When they wheeled me to the biopsy room, the patient before me was a prisoner; cuffed and accompanied by two officers. The physician who performed the procedure first marked the point of entry with a black dot–a dark star of a tattoo. As he guided the needle between my ribs he studied the image on the CT scanner and remarked ‘I am almost certain this is a fungal infection. There is no way a young non smoking woman such as yourself could have lung cancer.’

Post biopsy I was to lie still without speaking for several hours. This was made more difficult by the fact that one of the attendants recognized me–she had been a clerk in a store I patronized–and she, apparently unaware of my restriction, kept trying to engage me in conversation.

The next morning my world turned upside down, when I learned that the radiologist was so very mistaken. Young, non smoking women such as myself could get lung cancer.

My next biopsy was almost three years later. It confirmed metastatic spread and I, a IB at diagnosis, was restaged to IV. However, we would also learn that I was positive for an EMLK 4-ALK fusion gene; ALK+. Four months later I went from having no options to enrollment in my first phase I clinical trial, for crizotinib.

Three years later, prior to enrolling in a phase I trial for ceritinib, I was biopsied yet again, in order to better understand my mechanisms of resistance to crizotinib. An acquired secondary mutation, S1206Y, was identified.

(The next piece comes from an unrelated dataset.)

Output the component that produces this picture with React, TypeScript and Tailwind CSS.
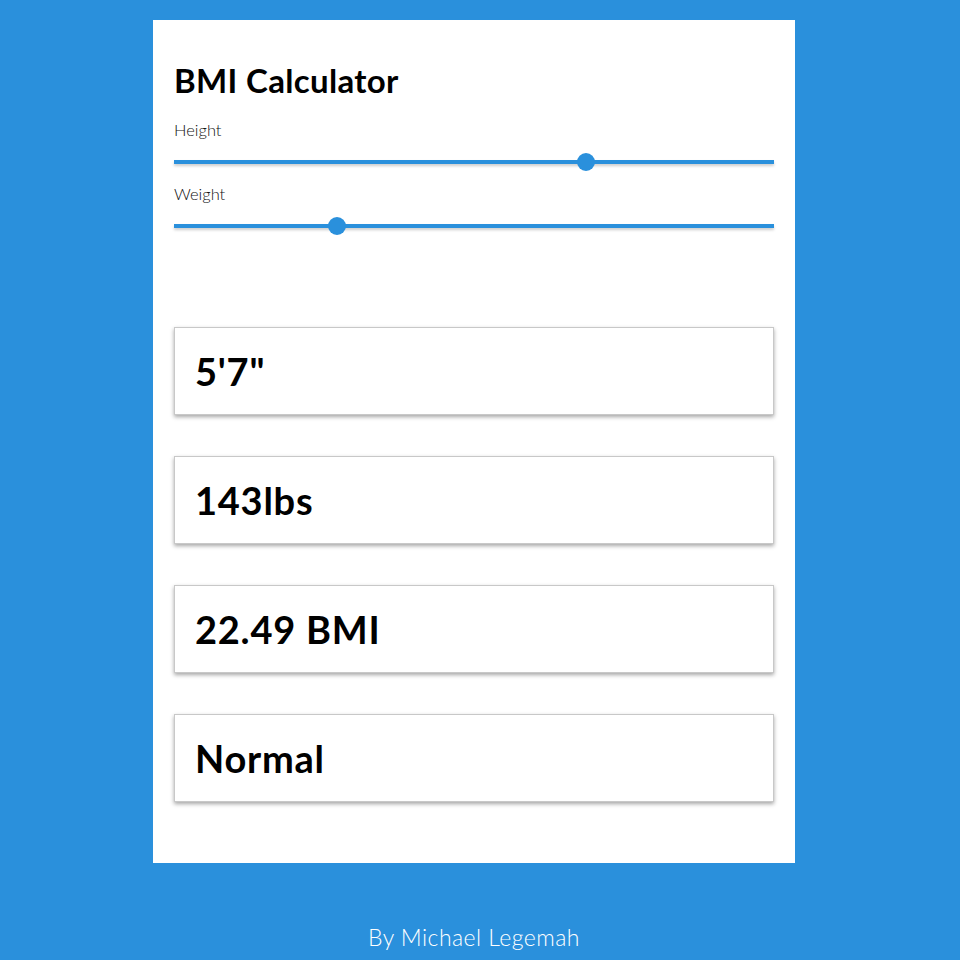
const results = ["5'7\"", "143lbs", "22.49 BMI", "Normal"];

function Slider({ label, percent }: { label: string; percent: number }) {
  return (
    <div>
      <p className="text-[16.5px] font-light leading-5 text-[#111]">{label}</p>
      <div className="relative mt-[20px] h-[4px] w-full bg-[#2a90dc] shadow-[0_2px_3px_rgba(0,0,0,0.2)]">
        <span
          className="absolute top-1/2 h-[18px] w-[18px] -translate-x-1/2 -translate-y-1/2 rounded-full bg-[#2a90dc]"
          style={{ left: `${percent}%` }}
        />
      </div>
    </div>
  );
}

export default function App() {
  return (
    <div className="min-h-[960px] bg-[#2a90dc] pb-[10px] pt-[20px] font-['Lato',sans-serif]">
      <div className="mx-auto flex w-[948px] flex-col items-center pr-[12px]">
        <div className="w-[642px] bg-white px-[21px] pb-[61px] pt-[40px]">
          <h1 className="text-[33px] font-bold leading-[40px] tracking-[0.01em] text-black">BMI Calculator</h1>
          <div className="mt-[20px] flex flex-col gap-[20px]">
            <Slider label="Height" percent={68.7} />
            <Slider label="Weight" percent={27.2} />
          </div>
          <div className="mt-[99px] flex flex-col gap-[41px]">
            {results.map((r) => (
              <div
                key={r}
                className="flex h-[88px] items-center border border-[#c8c8c8] px-[20px] shadow-[0_2px_4px_rgba(0,0,0,0.35)]"
              >
                <span className="text-[38px] font-bold tracking-[0.02em] text-black">{r}</span>
              </div>
            ))}
          </div>
        </div>
        <p className="mt-[57px] text-[23px] font-light tracking-[0.02em] text-white">By Michael Legemah</p>
      </div>
    </div>
  );
}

After progressing on ceritinib, I had yet another biopsy. The hope was that I would be positive for PD-L1, making me eligible as an early participant in a clinical trial for immune checkpoint inhibitors. Disappointingly, I was not, however it was revealed that I had now acquired yet another secondary mutation, G1202R. This particular mutation was more problematic than S1206Y, as it conferred resistance to all available ALK inhibitors and it was at this point that I returned to chemotherapy, carboplatin and pemetrexed, until lorlatinib (which shows efficacy against G1202R) became available in trial. Some of the tissue from my biopsy was used to attempt to start a cell line as well as build a mouse model of my cancer, but neither proved successful.

So, here I am, once again at a crossroads and seeking direction. Tonight I will sleep at my friend Diane’s house and in the morning she will drive me to MGH. I look forward to the anesthesia (yeah, I’m kind of a sensory freak and I’m not gonna lie, I like going under 😉 ) but I dread the part where you wake up with a dry mouth and then have to lie there unmoving/not speaking. If the biopsy is uneventful, I will go back home with Diane. However, every other time I have suffered a partial pneumothorax (collapsed lung)–a ticket to one night’s stay in the big house.

It is what it is. I am a traveller who’s had a long run on a clear stretch of road; for that, I am exceptionally grateful. Now it’s time to get my bearings and to figure out the best path forward.